■ **GIVEN PROBLEM**
Determine how many lines include the word "with", then give that number and nothing more.

■ **INFORMATION PROVIDED**
#####

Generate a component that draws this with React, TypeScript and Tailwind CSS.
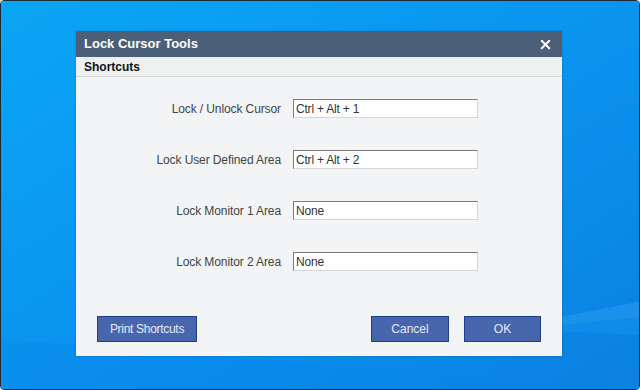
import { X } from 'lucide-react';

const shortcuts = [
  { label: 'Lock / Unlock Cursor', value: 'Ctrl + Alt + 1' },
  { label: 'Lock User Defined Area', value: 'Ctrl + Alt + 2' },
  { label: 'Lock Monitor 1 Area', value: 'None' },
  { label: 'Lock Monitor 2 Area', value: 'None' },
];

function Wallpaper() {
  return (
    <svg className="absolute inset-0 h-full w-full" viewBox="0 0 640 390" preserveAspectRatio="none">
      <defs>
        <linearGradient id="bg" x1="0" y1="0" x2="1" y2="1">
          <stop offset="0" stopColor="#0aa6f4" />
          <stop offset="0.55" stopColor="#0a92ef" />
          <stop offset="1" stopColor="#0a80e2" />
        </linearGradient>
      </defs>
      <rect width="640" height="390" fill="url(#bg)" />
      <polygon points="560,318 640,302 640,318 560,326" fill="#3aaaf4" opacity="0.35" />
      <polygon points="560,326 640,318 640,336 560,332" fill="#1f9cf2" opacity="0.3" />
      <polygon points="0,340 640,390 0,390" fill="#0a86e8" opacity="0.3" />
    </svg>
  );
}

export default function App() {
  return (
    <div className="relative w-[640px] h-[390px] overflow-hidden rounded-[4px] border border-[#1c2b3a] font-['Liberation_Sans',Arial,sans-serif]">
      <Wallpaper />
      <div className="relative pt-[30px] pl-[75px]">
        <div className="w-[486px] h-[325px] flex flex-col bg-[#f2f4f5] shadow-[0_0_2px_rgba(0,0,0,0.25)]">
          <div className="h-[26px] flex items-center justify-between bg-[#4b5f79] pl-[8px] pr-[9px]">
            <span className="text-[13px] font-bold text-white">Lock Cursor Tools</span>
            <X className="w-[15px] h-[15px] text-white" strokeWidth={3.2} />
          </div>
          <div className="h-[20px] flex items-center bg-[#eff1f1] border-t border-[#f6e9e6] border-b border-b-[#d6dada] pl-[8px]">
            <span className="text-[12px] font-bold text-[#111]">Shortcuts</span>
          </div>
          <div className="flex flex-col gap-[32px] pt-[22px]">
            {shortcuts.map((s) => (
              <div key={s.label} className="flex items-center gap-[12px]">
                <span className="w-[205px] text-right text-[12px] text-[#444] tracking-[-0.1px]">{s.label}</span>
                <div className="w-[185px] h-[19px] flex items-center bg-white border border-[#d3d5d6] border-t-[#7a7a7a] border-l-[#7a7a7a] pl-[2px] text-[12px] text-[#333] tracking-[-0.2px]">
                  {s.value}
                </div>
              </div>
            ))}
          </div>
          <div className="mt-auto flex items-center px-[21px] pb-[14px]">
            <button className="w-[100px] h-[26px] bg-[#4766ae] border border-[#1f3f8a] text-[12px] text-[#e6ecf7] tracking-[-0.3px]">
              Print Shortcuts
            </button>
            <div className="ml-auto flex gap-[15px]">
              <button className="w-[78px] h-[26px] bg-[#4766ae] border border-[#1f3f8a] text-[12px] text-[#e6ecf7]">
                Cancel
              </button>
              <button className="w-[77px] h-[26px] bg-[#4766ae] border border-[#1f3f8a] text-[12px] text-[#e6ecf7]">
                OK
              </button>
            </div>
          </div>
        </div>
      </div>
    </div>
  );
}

#####

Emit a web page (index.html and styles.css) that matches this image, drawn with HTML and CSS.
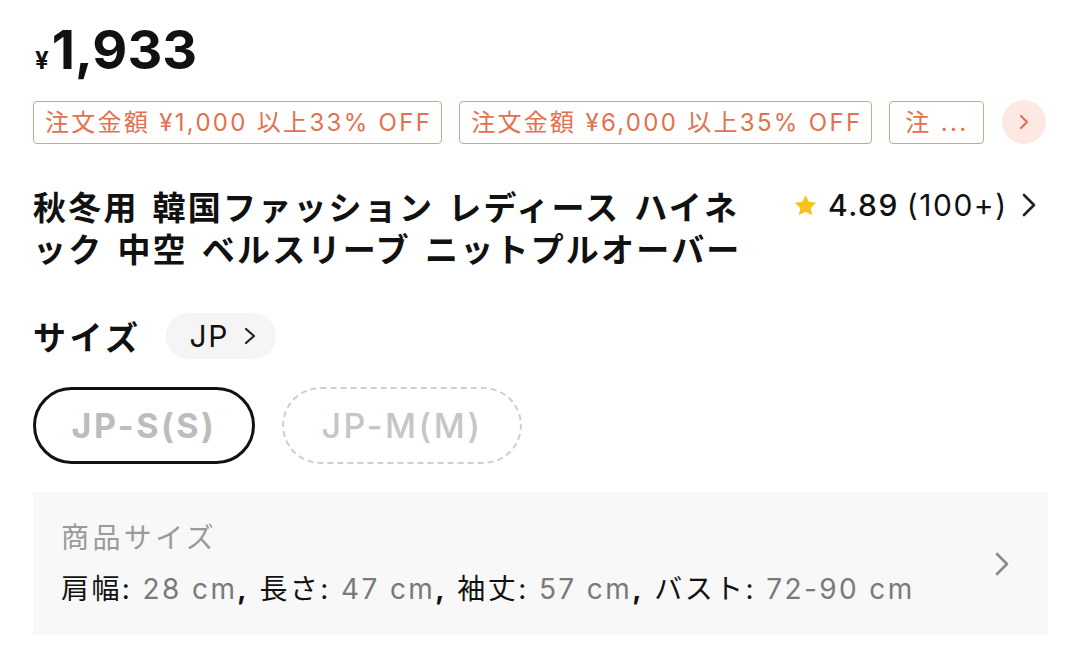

#####

■ **EXERCISE SOLUTION**
2